The availability of the desired claims, legal theories and forms of relief in each forum. The Division notes that not all claims, theories of liability and forms of relief are equally available in the administrative forum and district court. Thus, the Division's choice of forum may be driven by, for example, its desire to pursue emergency relief available only in district court (e.g., a temporary restraining order).

Whether any charged party is a registered entity or an individual associated with a registered entity. The Division favors proceeding in the administrative forum when the charged party is a registered entity or associated person. According to the Division, "[r]egistered entities and associated persons have long been subject to . . . Commission administrative proceedings"; "certain charges and forms of relief applicable to registered entities and associated individuals" are available solely in the administrative forum (e.g., associational bars and suspensions); and the Commission and ALJs have developed  "extensive knowledge and experience concerning issues that frequently arise in matters involving registered entities or associated persons."

The cost-, resource- and time-effectiveness of litigation in each forum. The Division gives four examples of how this consideration may play out. First, when the Division determines that time is of the essence (e.g., when witness memories may be fading with respect to older conduct), the administrative forum may be favored because, "[i]n general, hearings are held more quickly in contested administrative actions than in contested federal court actions." Second, when the conduct of multiple parties is at issue, the Division will favor a single consolidated proceeding over many separate proceedings. Depending on the circumstances, this may favor either the administrative forum or district court. Third, to the extent that the Division expects that summary disposition of claims and issues may be appropriate, it may favor proceeding in district court as opposed to moving for "summary disposition in the administrative forum (which generally requires leave from the Administrative Law Judge to file and typically addresses a narrower range of claims and issues)." Finally, the guidance provides that "the additional time and types of pretrial discovery available in federal court may entail both costs and benefits." The Division does not say how it will weigh these costs and benefits, but the guidance notes that depositions are generally not available in the administrative forum and that the rules with respect to compelling testimony may also be different.
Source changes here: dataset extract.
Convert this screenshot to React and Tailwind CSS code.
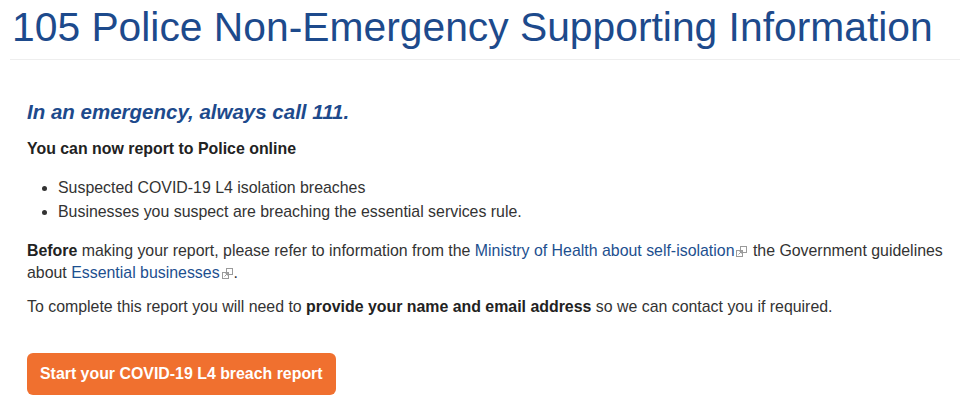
function ExtIcon() {
  return (
    <svg width="11" height="11" viewBox="0 0 11 11" className="ml-[2px] mr-[1px] inline-block align-[-1px]" fill="none" stroke="#9a9a9a" strokeWidth="1">
      <rect x="4.5" y="0.5" width="6" height="6" />
      <rect x="0.5" y="4.5" width="6" height="6" fill="#fff" />
      <path d="M2.5 8.5l3-3M3.5 5.5h2v2" />
    </svg>
  )
}

export default function App() {
  return (
    <div className="min-h-[412px] bg-white font-['Liberation_Sans',Arial,sans-serif] text-[15.9px] text-[#333]">
      <h1 className="mx-[10px] border-b border-[#eee] pb-[7px] pl-[2px] pt-[3px] text-[40.8px] leading-[49px] text-[#1d4a8c]">
        105 Police Non-Emergency Supporting Information
      </h1>
      <div className="pl-[27px] pr-[12px] pt-[38px]">
        <h2 className="text-[20.5px] font-bold italic leading-[28px] text-[#1d4a8c]">In an emergency, always call 111.</h2>
        <p className="mt-[13px] font-bold leading-[20px] text-[#222]">You can now report to Police online</p>
        <ul className="mt-[17px] list-disc pl-[31px] leading-[24px]">
          <li>Suspected COVID-19 L4 isolation breaches</li>
          <li>Businesses you suspect are breaching the essential services rule.</li>
        </ul>
        <p className="mt-[16px] leading-[22px]">
          <b className="text-[#222]">Before</b> making your report, please refer to information from the{' '}
          <a className="text-[#1d4f8f]">Ministry of Health about self-isolation</a>
          <ExtIcon /> the Government guidelines about <a className="text-[#1d4f8f]">Essential businesses</a>
          <ExtIcon />.
        </p>
        <p className="mt-[12px] leading-[22px]">
          To complete this report you will need to <b className="text-[#222]">provide your name and email address</b> so we can contact you if required.
        </p>
        <button className="mt-[35px] h-[42px] rounded-[6px] bg-[#f0702f] px-[13px] text-[15.9px] font-bold text-white">
          Start your COVID-19 L4 breach report
        </button>
      </div>
    </div>
  )
}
Fair, consistent and effective resolution of securities law issues and matters. Noting that "Administrative Law Judges, who adjudicate securities law cases, and the Commission develop extensive knowledge and experience concerning the federal securities laws and complex or technical securities industry practices or products," the Division may favor proceeding in the administrative forum when "a contested matter is likely to raise unsettled and complex legal issues under the federal securities laws, or interpretation of the Commission's rules," because "in light of the Commission's expertise concerning those matters, obtaining a Commission decision on such issues, subject to appellate review in the federal courts, may facilitate development of the law." The Division also notes that, when "similar charges are being or have been brought against similarly situated parties (e.g., registered entities or associated persons) in the same or closely related contested matters, it may be preferable to recommend charges against similarly situated parties in the same forum."

Notwithstanding the Division's effort to isolate the factors that may be considered as part of its approach to forum selection, the Division qualifies the importance of these factors, providing that "[t]here is no rigid formula dictating the choice of forum," and that forum selection will be driven by the "specific facts and circumstances of the case." Indeed, the guidance does not purport to constitute an "exhaustive" list of "potentially relevant considerations" and does not specify the weight that should be given to the factors that are included: "In any particular case, some factors may deserve more weight than others, or more weight than they might in another case."

One noteworthy aspect of the new guidance is the Division's reference to the "expertise" of the Commission, a likely allusion to the Commission's expectation that its rulings interpreting the federal securities laws may be entitled to Chevron deference. See also In the Matter of John P. Flannery & James D. Hopkins, No. 3- 14081 (SEC Dec. 15, 2014) (in which the Commission noted the "challenges lower courts have faced" in interpreting various provisions of the Securities Act and Exchange Act, and then “ set[ ] out our interpretation of these provisions - which is informed by our experience and expertise in administering the securities laws- . . . intend[ing] to resolve the ambiguities . . . that have produced confusion in the courts and inconsistencies across jurisdictions"). The Division's position that "unsettled and complex legal issues under the federal securities laws" may be more appropriate for "a Commission decision..., subject to appellate review in the federal courts," would seem to raise the possibility that the Commission would determine the legality of any cutting-edge prosecutions that the Division may recommend with the federal courts deferring to the decision of the Commission. This puts the Division at odds with at least two Supreme Court justices who are on record saying that the federal courts should not give Chevron deference to agency interpretations of laws that contemplate both criminal and administrative enforcement, as many of the federal securities laws do.

Also noteworthy is the Division's stated preference for using a single forum to bring "similar charges…against similarly situated parties...in the same or closely related contested matters." This likely is a response to lawsuits against the Commission alleging that similarly situated parties have been singled out for administrative prosecution in violation of the equal protection clause. 1

The Division's new guidance ultimately leaves considerable uncertainty in predicting where the Commission will choose to prosecute alleged violations of the federal securities laws, and it is unlikely to satisfy the critics of the Commission's administrative forum. The guidance focuses on the Division's assessment of its own efficiency interests in selecting an appropriate forum, but does not seem to give weight to how a particular forum affects the rights of the defendant. In addition, the Division's guidelines do not address the more fundamental criticisms of the procedural rules governing the Commission's administrative proceedings, which, as SEC General Counsel Anne K. Small has explained, were devised "quite some time ago" for a more limited variety of generally less complex cases than may be pursued administratively today. It is, as Ms. Small agreed, "entirely reasonable to wonder" if those rules should be updated to reflect changed circumstances.